I'd opt for a 250GB Samsung SSD instead of a 120GB drive. That isn't a lot of space.

Swap the PSU to a Antec, XFX, or Seasonic branded unit. 550Ws is enough.


----------



## xtechnouser (Apr 1, 2014)

Masterchiefxx17 said:


> You don't need a water cooler on this build. You can opt for a normal air cooler and save money.
> 
> I'd opt for a 250GB Samsung SSD instead of a 120GB drive. That isn't a lot of space.
> 
> Swap the PSU to a Antec, XFX, or Seasonic branded unit. 550Ws is enough.


Thanks for the reply!

I forgot to mention that I am saving money for an upgrade - Intel(R) Core(TM) i5-7400 @ 3.0 GHz. Is it still unnecessary to use water cooler?

And the SSD should also handle programs like Office, Adobe, etc.? Not just the operating system sir?


----------



## Masterchiefxx17 (Feb 27, 2010)

Water cooling is still not needed and just adds additional costs.
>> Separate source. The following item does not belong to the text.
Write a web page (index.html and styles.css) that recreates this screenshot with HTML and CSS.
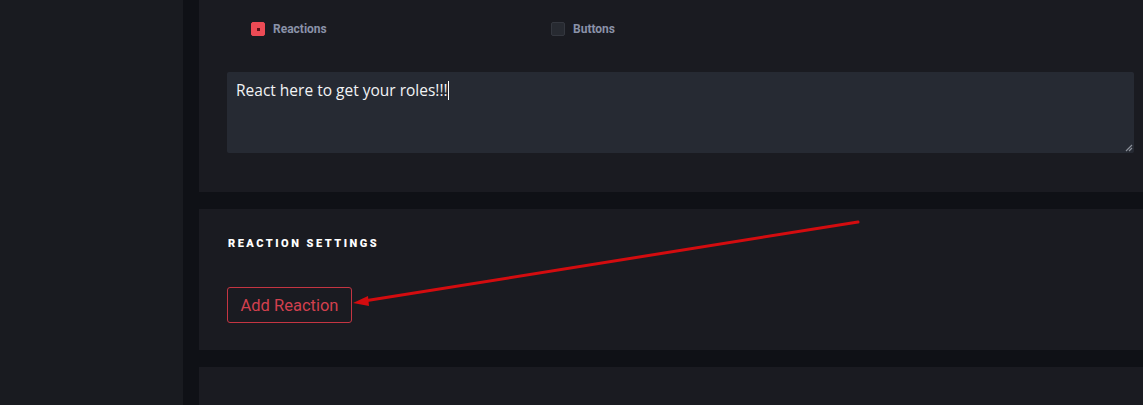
FILE: index.html
```html
<!DOCTYPE html>
<html>
<head>
<meta charset="utf-8">
<link rel="stylesheet" href="styles.css">
</head>
<body>
<div class="app">
  <aside class="sidebar"></aside>
  <main class="main">
    <section class="panel panel-top">
      <div class="type-row">
        <label class="check-item">
          <span class="box checked"><span class="dot"></span></span>
          <span class="check-label">Reactions</span>
        </label>
        <label class="check-item">
          <span class="box"></span>
          <span class="check-label">Buttons</span>
        </label>
      </div>
      <div class="message-box">
        <span class="message-text">React here to get your roles!!!</span><span class="caret"></span>
        <svg class="grip" width="9" height="9" viewBox="0 0 9 9"><path d="M8 2 L2 8 M8 5 L5 8" stroke="#8a8f99" stroke-width="1.2"/></svg>
      </div>
    </section>
    <section class="panel panel-settings">
      <h2 class="section-title">REACTION SETTINGS</h2>
      <button class="btn-outline">Add Reaction</button>
    </section>
    <section class="panel panel-bottom"></section>
  </main>
</div>
<svg class="annotation" width="1143" height="405" viewBox="0 0 1143 405">
  <line x1="858" y1="222" x2="364" y2="301" stroke="#d30c0f" stroke-width="3" stroke-linecap="round"/>
  <polygon points="353,303 368,296 369,306" fill="#d30c0f"/>
</svg>
</body>
</html>
```

FILE: styles.css
```css
html, body {
  margin: 0;
  padding: 0;
  height: 100%;
  overflow: hidden;
  background: #0f1116;
}

.app {
  display: flex;
  gap: 16px;
  height: 405px;
  width: 1180px;
}

.sidebar {
  width: 183px;
  flex: 0 0 183px;
  background: #191b20;
}

.main {
  flex: 0 0 963px;
  display: flex;
  flex-direction: column;
  gap: 17px;
}

.panel {
  background: #1a1b21;
  box-sizing: border-box;
}

.panel-top {
  padding: 22px 28px 39px 28px;
}

.type-row {
  display: grid;
  grid-template-columns: 300px 300px;
  padding-left: 24px;
  height: 14px;
}

.check-item {
  display: flex;
  align-items: center;
  gap: 8px;
}

.box {
  width: 14px;
  height: 14px;
  box-sizing: border-box;
  border-radius: 2px;
  background: #272a31;
  border: 1px solid #34373f;
  display: flex;
  align-items: center;
  justify-content: center;
}

.box.checked {
  background: #ec4b55;
  border-color: #ec4b55;
}

.dot {
  width: 3px;
  height: 3px;
  background: #5a1118;
}

.check-label {
  font-family: "Roboto", "Liberation Sans", sans-serif;
  font-weight: 700;
  font-size: 12px;
  color: #8a92a8;
}

.message-box {
  position: relative;
  margin-top: 36px;
  height: 81px;
  width: 907px;
  box-sizing: border-box;
  background: #262a33;
  border-radius: 2px;
  padding: 7px 9px;
  font-family: "Open Sans", "Liberation Sans", sans-serif;
  font-size: 15.5px;
  color: #f2f3f5;
}

.caret {
  display: inline-block;
  width: 1px;
  height: 19px;
  background: #ffffff;
  vertical-align: -4px;
}

.grip {
  position: absolute;
  right: 1px;
  bottom: 1px;
}

.panel-settings {
  padding: 28px 28px 27px 28px;
  height: 141px;
}

.section-title {
  margin: 0 0 37px 1px;
  font-family: "Roboto", "Liberation Sans", sans-serif;
  font-weight: 900;
  font-size: 11px;
  letter-spacing: 2.5px;
  line-height: 13px;
  color: #ffffff;
}

.btn-outline {
  display: block;
  height: 36px;
  width: 125px;
  padding: 0;
  background: transparent;
  border: 1px solid #c43542;
  border-radius: 3px;
  font-family: "Roboto", "Liberation Sans", sans-serif;
  font-size: 16.5px;
  color: #d2404e;
}

.panel-bottom {
  flex: 1;
}

.annotation {
  position: absolute;
  left: 0;
  top: 0;
  pointer-events: none;
}
```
Yes, you can use your SSD for Office, Adobe, etc. just get a larger capacity one.


----------



## Rich-M (May 2, 2007)

With money saved on cooling system and psu why not upgrade to to an i5 cpu like this:
https://www.newegg.com/Product/Product.aspx?Item=N82E16819117731


----------



## K9BEG (Jan 10, 2018)

I would also advise you to get a little better PSU than the VS series for a gaming rig. That's a lower end PSU for email and office use.


----------